創造的で高い目標に向かって走っていくチーム、そこでは必然的に全員の力を最大限活用しなければならず、心理的安全性を確保しなければ成果を上げることが出来ません。逆に言えば、そういう目標を掲げないのであれば、心理的安全性を生み出す必要もあまりなく、そのための努力もしないと考えた方が良いでしょう。
(3)リーダーが環境づくりの努力をする
言うまでもないことですが、心理的安全性は自然には生まれません。私たちには自己防衛本能があるわけで、初めから好き勝手に話せる人ばかりではありません。やはりそこにはチームのリーダーによる環境づくりの努力が必要になります。

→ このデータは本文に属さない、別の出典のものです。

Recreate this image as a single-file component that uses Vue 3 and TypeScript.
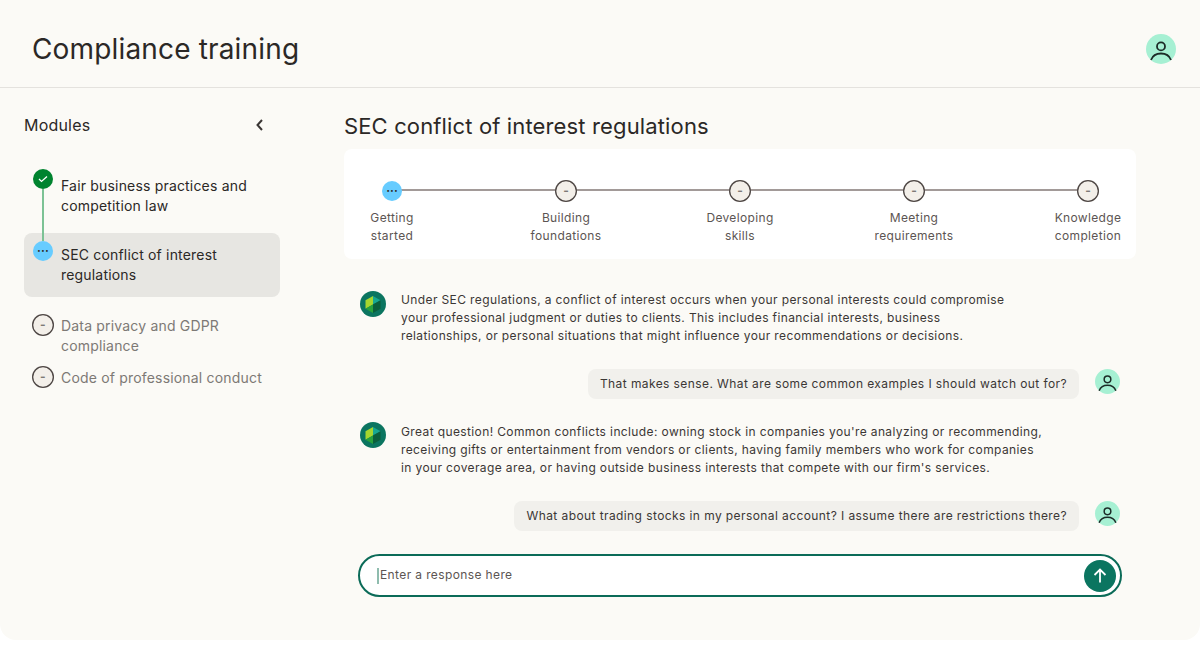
<template>
  <div class="page">
    <header class="topbar">
      <h1>Compliance training</h1>
      <span class="avatar large">
        <svg viewBox="0 0 30 30" width="30" height="30"><circle cx="15" cy="12.400" r="4" /><path d="M5 26c1.500-4 5-6.500 10-6.500s8.500 2.500 10 6.500" /></svg>
      </span>
    </header>
    <div class="body">
      <aside class="sidebar">
        <div class="side-head">
          <span>Modules</span>
          <svg class="chevron" viewBox="0 0 16 16" width="16" height="16"><path d="M10 3 5.500 8l4.500 5" /></svg>
        </div>
        <ul class="modules">
          <li v-for="m in modules" :key="m.title" class="module" :class="m.state">
            <span class="dot" :class="m.state">
              <svg v-if="m.state === 'done'" viewBox="0 0 20 20" width="20" height="20"><path d="m6 10 2.500 2.400 5.500-5" /></svg>
              <template v-else-if="m.state === 'active'">···</template>
              <template v-else>-</template>
            </span>
            <span class="module-title">{{ m.title }}</span>
          </li>
        </ul>
      </aside>
      <main class="content">
        <h2>SEC conflict of interest regulations</h2>
        <section class="stepper">
          <div v-for="(s, i) in steps" :key="s[0]" class="step">
            <span class="dot" :class="i === 0 ? 'active' : 'todo'">{{ i === 0 ? '···' : '-' }}</span>
            <span class="step-label">{{ s[0] }}<br />{{ s[1] }}</span>
          </div>
        </section>
        <section class="chat">
          <template v-for="(msg, i) in messages" :key="i">
            <div v-if="msg.bot" class="bot">
              <svg class="logo" viewBox="0 0 26 26" width="26" height="26">
                <circle cx="13" cy="13" r="13" fill="#0b7560" />
                <path d="M13 5 20.500 9.300 13 13.500Z" fill="#17a890" />
                <path d="M5.500 9.300 13 5v8.500l-7.500 4.200Z" fill="#a6d62e" />
                <path d="M20.500 9.300v8.400L13 22v-8.500Z" fill="#0a5f3c" />
                <path d="M5.500 17.700 13 13.500V22Z" fill="#27a23c" />
              </svg>
              <p>
                <template v-for="(line, j) in msg.lines" :key="j">{{ line }}<br /></template>
              </p>
            </div>
            <div v-else class="user">
              <p class="bubble">{{ msg.lines[0] }}</p>
              <span class="avatar">
                <svg viewBox="0 0 30 30" width="25" height="25"><circle cx="15" cy="12.400" r="4" /><path d="M5 26c1.500-4 5-6.500 10-6.500s8.500 2.500 10 6.500" /></svg>
              </span>
            </div>
          </template>
        </section>
        <div class="composer">
          <span class="caret"></span>
          <span class="placeholder">Enter a response here</span>
          <button class="send" type="button" aria-label="Send">
            <svg viewBox="0 0 20 20" width="20" height="20"><path d="M10 16.500v-13M4.500 9 10 3.500 15.500 9" /></svg>
          </button>
        </div>
      </main>
    </div>
  </div>
</template>

<script setup lang="ts">
const modules = [
  { title: 'Fair business practices and competition law', state: 'done' },
  { title: 'SEC conflict of interest regulations', state: 'active' },
  { title: 'Data privacy and GDPR compliance', state: 'todo' },
  { title: 'Code of professional conduct', state: 'todo' },
]

const steps = [
  ['Getting', 'started'],
  ['Building', 'foundations'],
  ['Developing', 'skills'],
  ['Meeting', 'requirements'],
  ['Knowledge', 'completion'],
]

const messages = [
  {
    bot: true,
    lines: [
      'Under SEC regulations, a conflict of interest occurs when your personal interests could compromise',
      'your professional judgment or duties to clients. This includes financial interests, business',
      'relationships, or personal situations that might influence your recommendations or decisions.',
    ],
  },
  { bot: false, lines: ['That makes sense. What are some common examples I should watch out for?'] },
  {
    bot: true,
    lines: [
      "Great question! Common conflicts include: owning stock in companies you're analyzing or recommending,",
      'receiving gifts or entertainment from vendors or clients, having family members who work for companies',
      "in your coverage area, or having outside business interests that compete with our firm's services.",
    ],
  },
  { bot: false, lines: ['What about trading stocks in my personal account? I assume there are restrictions there?'] },
]
</script>

<style>
html,
body {
  background: #fff;
}
</style>

<style scoped>
.page {
  width: 1200px;
  height: 640px;
  background: #fbfaf6;
  border-radius: 0 0 16px 16px;
  font-family: Inter, "Liberation Sans", sans-serif;
  color: #2b2826;
  overflow: hidden;
}

.topbar {
  height: 76px;
  padding: 11px 24px 0 32px;
  border-bottom: 1px solid #e4e2de;
  display: flex;
  align-items: center;
  justify-content: space-between;
}

h1 {
  margin: 0;
  font-size: 28px;
  font-weight: 400;
  letter-spacing: 0.16px;
}

.avatar {
  width: 25px;
  height: 25px;
  border-radius: 50%;
  background: #a6f0d3;
  display: block;
  flex: none;
}

.avatar.large {
  width: 30px;
  height: 30px;
}

.avatar svg {
  display: block;
  fill: none;
  stroke: #1c2b27;
  stroke-width: 1.800;
}

.body {
  display: flex;
}

.sidebar {
  width: 256px;
  padding: 27px 24px 0;
  flex: none;
}

.side-head {
  display: flex;
  align-items: center;
  justify-content: space-between;
  padding-right: 12px;
  font-size: 16px;
  line-height: 20px;
  letter-spacing: 0.2px;
}

.chevron {
  fill: none;
  stroke: #3a3634;
  stroke-width: 2;
}

.modules {
  list-style: none;
  margin: 31px 0 0;
  padding: 0;
  width: 256px;
}

.module {
  display: flex;
  gap: 8px;
  padding: 10px 8px 0;
  font-size: 14px;
  line-height: 20px;
  letter-spacing: 0.18px;
  position: relative;
}

.module.done {
  padding-bottom: 17px;
}

.module.done::after {
  content: "";
  position: absolute;
  z-index: 1;
  left: 18px;
  top: 23px;
  height: 52px;
  width: 2px;
  background: #7cc295;
}

.module.active {
  background: #e7e6e2;
  border-radius: 8px;
  padding: 12px 8px 12px 37px;
}

.module.active .dot {
  position: absolute;
  left: 9px;
  top: 8px;
}

.module.todo {
  color: #7d7975;
  padding-top: 0;
  gap: 7px;
}

.module.active + .module.todo {
  margin-top: 19px;
}

.module.todo + .module.todo {
  margin-top: 12px;
}

.module.todo .dot {
  margin-top: -2px;
}

.module-title {
  flex: 1;
}

.module.done .dot {
  margin-top: -7px;
  margin-left: 1px;
}

.dot {
  width: 20px;
  height: 20px;
  border-radius: 50%;
  display: flex;
  align-items: center;
  justify-content: center;
  font-size: 12px;
  line-height: 1;
  box-sizing: border-box;
  flex: none;
  position: relative;
  z-index: 2;
}

.dot svg {
  fill: none;
  stroke: #fff;
  stroke-width: 1.300;
}

.dot.done {
  background: #00832f;
}

.dot.active {
  background: #67ccff;
  color: #2b2826;
  font-weight: 600;
}

.dot.todo {
  width: 22px;
  height: 22px;
  background: #f3efe9;
  box-shadow: inset 0 0 0 1.300px #4d4644;
  color: #7d7975;
  font-weight: 700;
}

.step .dot.todo {
  margin: -1px 0;
}

.content {
  width: 792px;
  margin-left: 40px;
  flex: none;
}

h2 {
  margin: 24px 0 0;
  font-size: 22px;
  font-weight: 400;
  line-height: 28px;
  letter-spacing: 0.14px;
}

.stepper {
  margin-top: 9px;
  height: 110px;
  background: #fff;
  border-radius: 8px;
  padding: 32px 48px 0;
  box-sizing: border-box;
  display: flex;
  justify-content: space-between;
  position: relative;
}

.stepper::before {
  content: "";
  position: absolute;
  left: 48px;
  right: 48px;
  top: 40px;
  height: 2px;
  background: #a29a98;
}

.step {
  width: 0;
  display: flex;
  flex-direction: column;
  align-items: center;
}

.step-label {
  flex: none;
  margin-top: 8px;
  white-space: nowrap;
  text-align: center;
  font-size: 12px;
  line-height: 18px;
  color: #5c5553;
  letter-spacing: 0.35px;
}

.chat {
  margin-top: 32px;
  padding: 0 16px;
  display: flex;
  flex-direction: column;
  font-size: 12px;
  line-height: 18px;
  letter-spacing: 0.38px;
  color: #3b3735;
}

.bot {
  display: flex;
  gap: 15px;
  margin-bottom: 24px;
}

.bot p {
  margin: 0;
  white-space: nowrap;
}

.logo {
  flex: none;
}

.bot:nth-child(3) .logo {
  margin-top: -1px;
}

.user {
  display: flex;
  justify-content: flex-end;
  align-items: flex-start;
  gap: 16px;
  margin-bottom: 24px;
}

.user:last-child {
  margin-bottom: 0;
}

.bubble {
  margin: 0;
  background: #f1f0ec;
  border-radius: 8px;
  padding: 6px 12px;
  letter-spacing: 0.41px;
}

.composer {
  margin: 23px 14px 0;
  height: 43px;
  border: 2px solid #0b6b58;
  border-radius: 22px;
  background: #fff;
  box-sizing: border-box;
  display: flex;
  align-items: center;
  padding: 0 4px 0 17px;
}

.caret {
  width: 2px;
  height: 16px;
  background: #8fbcae;
  margin-right: 1px;
}

.placeholder {
  flex: 1;
  font-size: 12px;
  line-height: 14px;
  margin-top: -1px;
  letter-spacing: 0.38px;
  color: #5c5553;
}

.send {
  width: 32px;
  height: 32px;
  border-radius: 50%;
  border: 0;
  padding: 0;
  background: #0b7560;
  display: flex;
  align-items: center;
  justify-content: center;
}

.send svg {
  fill: none;
  stroke: #fff;
  stroke-width: 1.800;
}
</style>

ではどのような点に注意すればよいのでしょうか。株式会社ZENTechの石井遼介は著書『心理的安全性のつくりかた』の中で、日本版「チームの心理的安全性」として4つの因子を提唱しています。
1. 話しやすさ(何を言っても大丈夫)
2. 助け合い(困ったときは助け合える)
3. 挑戦(とりあえずやってみる)
4. 新奇歓迎(変わったことでも、とりあえず歓迎する)
これらの要素がある場合、日本でも心理的安全性が高まっていくということです。但し、話しやすいチームにすると言っても、単に「何でも言ってね」というだけでは、慎重な私たちは積極的に話をしようとは思わないでしょう。メンバーが話をしてみるためのきっかけ作りが重要です。例えば、会議では必ず全員が発言する、しかも若手から発言する機会が与えられるというルールを作れば、少なくとも上司の意見に引っ張られて自分の意見を変えるという確率は小さくなるでしょう。そしてそこで出てきた意見に対して、なるべくポジティブなフィードバックを与えていくことです。
人間は行動を起こした後の「結果」によって、その後の行動を大きく変えるものです。もし発言して良い評価をもらえれば次も発言しようと思うでしょうし、もし無視されれば、どうせ無視されるなら初めから発言しないでおこうと思うでしょう。そういった人間の行動原理を押さえながら、意識的に上の4つの因子に関して多くのきっかけ作りと良いフィードバックを与えていける仕組みづくりを行っていきましょう。
4.さいごに ~イノベーションこそが問題だ
今の時代、一つのイノベーションが世界を変えていきます。グーグルにせよ、フェイスブックにせよ、テスラモーターズにせよ、突出した個人が活躍しているのが実態でしょう。しかし、そうした個人でなくとも、チームでイノベーションを生み出せないか、そしてそういうチームには何が必要なのか、その一つの条件が「心理的安全性」なのです。
心理的安全性を作ろうというリーダーの皆さんには、ぜひ単に「話やすい雰囲気の方がいいよね」というレベルではなく、「このチームで会社を変えてやるんだ」「このチームからイノベーションを生み出すんだ」というような高い目標を打ち出してほしいと思います。そのためのチーム作りであり、そのためにこそ心理的安全性が求められていくのです。
新しい時代、組織やチームのあり方も変わっていきます。是非チャレンジしてほしいと思います。